Image a scenario where you need different messengers to send different types of messages — for example, WhatsApp for text messages, Viber for audio, Telegram for video, etc. Rather inconvenient, right? But this is exactly what happens in finance: There is no way to send both digital fiat money and cryptocurrency from a bank account without extra steps. It’s not affecting the masses just yet, but after the issuing of national digital currencies, or central bank digital currencies, in the next few years over the world, the situation is about to become complicated. We need to start looking for a solution now.

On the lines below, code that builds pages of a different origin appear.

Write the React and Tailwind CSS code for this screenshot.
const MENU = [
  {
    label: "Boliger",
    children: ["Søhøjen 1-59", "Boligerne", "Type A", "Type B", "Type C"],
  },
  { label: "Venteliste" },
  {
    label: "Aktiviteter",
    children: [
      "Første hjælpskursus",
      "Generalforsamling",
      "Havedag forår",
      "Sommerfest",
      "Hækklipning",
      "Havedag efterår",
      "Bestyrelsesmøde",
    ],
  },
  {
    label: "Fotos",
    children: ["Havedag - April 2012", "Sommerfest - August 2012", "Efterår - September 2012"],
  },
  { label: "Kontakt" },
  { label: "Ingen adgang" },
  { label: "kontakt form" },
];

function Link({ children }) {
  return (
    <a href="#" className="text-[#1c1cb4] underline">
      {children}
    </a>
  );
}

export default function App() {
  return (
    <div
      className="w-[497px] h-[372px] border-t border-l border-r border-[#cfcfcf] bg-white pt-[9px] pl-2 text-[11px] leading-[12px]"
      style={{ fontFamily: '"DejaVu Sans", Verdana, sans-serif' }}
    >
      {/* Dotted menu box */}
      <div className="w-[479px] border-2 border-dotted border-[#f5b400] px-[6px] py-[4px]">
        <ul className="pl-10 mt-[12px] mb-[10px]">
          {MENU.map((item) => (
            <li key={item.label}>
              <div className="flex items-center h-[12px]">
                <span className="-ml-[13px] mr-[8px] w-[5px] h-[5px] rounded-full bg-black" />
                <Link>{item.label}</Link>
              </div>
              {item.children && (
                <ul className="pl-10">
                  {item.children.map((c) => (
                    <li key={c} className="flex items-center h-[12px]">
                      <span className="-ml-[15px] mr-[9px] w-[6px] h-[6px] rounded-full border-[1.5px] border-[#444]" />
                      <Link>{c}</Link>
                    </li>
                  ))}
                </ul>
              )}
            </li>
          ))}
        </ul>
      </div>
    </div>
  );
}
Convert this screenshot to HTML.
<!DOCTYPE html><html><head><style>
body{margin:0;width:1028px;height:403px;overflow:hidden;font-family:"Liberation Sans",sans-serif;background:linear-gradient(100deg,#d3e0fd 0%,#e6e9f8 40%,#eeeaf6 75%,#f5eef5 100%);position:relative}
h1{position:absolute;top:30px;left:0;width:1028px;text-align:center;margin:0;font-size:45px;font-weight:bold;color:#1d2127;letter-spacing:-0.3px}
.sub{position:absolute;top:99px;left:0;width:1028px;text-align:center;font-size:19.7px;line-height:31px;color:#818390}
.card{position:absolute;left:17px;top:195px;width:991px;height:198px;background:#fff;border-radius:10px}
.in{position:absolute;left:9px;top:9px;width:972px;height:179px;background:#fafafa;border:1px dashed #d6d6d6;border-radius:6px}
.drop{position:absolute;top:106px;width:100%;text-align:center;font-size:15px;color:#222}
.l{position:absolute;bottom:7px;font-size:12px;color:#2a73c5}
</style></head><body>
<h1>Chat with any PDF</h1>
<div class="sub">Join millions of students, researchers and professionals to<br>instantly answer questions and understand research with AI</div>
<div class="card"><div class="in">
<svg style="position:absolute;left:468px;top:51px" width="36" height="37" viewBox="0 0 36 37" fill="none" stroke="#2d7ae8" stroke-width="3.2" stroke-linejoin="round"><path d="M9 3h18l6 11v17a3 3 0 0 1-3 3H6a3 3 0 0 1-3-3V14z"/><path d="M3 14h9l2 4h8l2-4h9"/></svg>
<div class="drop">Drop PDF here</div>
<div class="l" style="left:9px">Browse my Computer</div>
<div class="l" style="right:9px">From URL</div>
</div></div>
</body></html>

CBDCs require a multi-format framework
The traditional financial system can’t brush off new technologies anymore. According to the Cambridge Center for Alternative Finance, the number of cryptocurrency users has almost tripled from 35 million people in 2018 to 101 million people in Q3 2020. Another study, conducted by researchers from the United Kingdom’s Financial Conduct Authority, revealed a 78% increase since 2019.
Cryptocurrency operations are profitable. In Q4 2020 alone, PayPal increased its number of transactions by 36%, which is worth about $277 billion. The increase began in Q3 2020 when the company introduced crypto transactions. This is one of the best quarterly returns in PayPal’s history.
However, central bank digital currencies are going to become a part of our daily lives in three to five years. And we need completely new infrastructure for its mainstream adoption. China was the first to actively promote its digital yuan project — referred to as the Digital Currency Electronic Payment, or DCEP. China is fully focused on the infrastructure because several local banks have already developed or are developing their own e-wallets — the main tool for working with DCEP.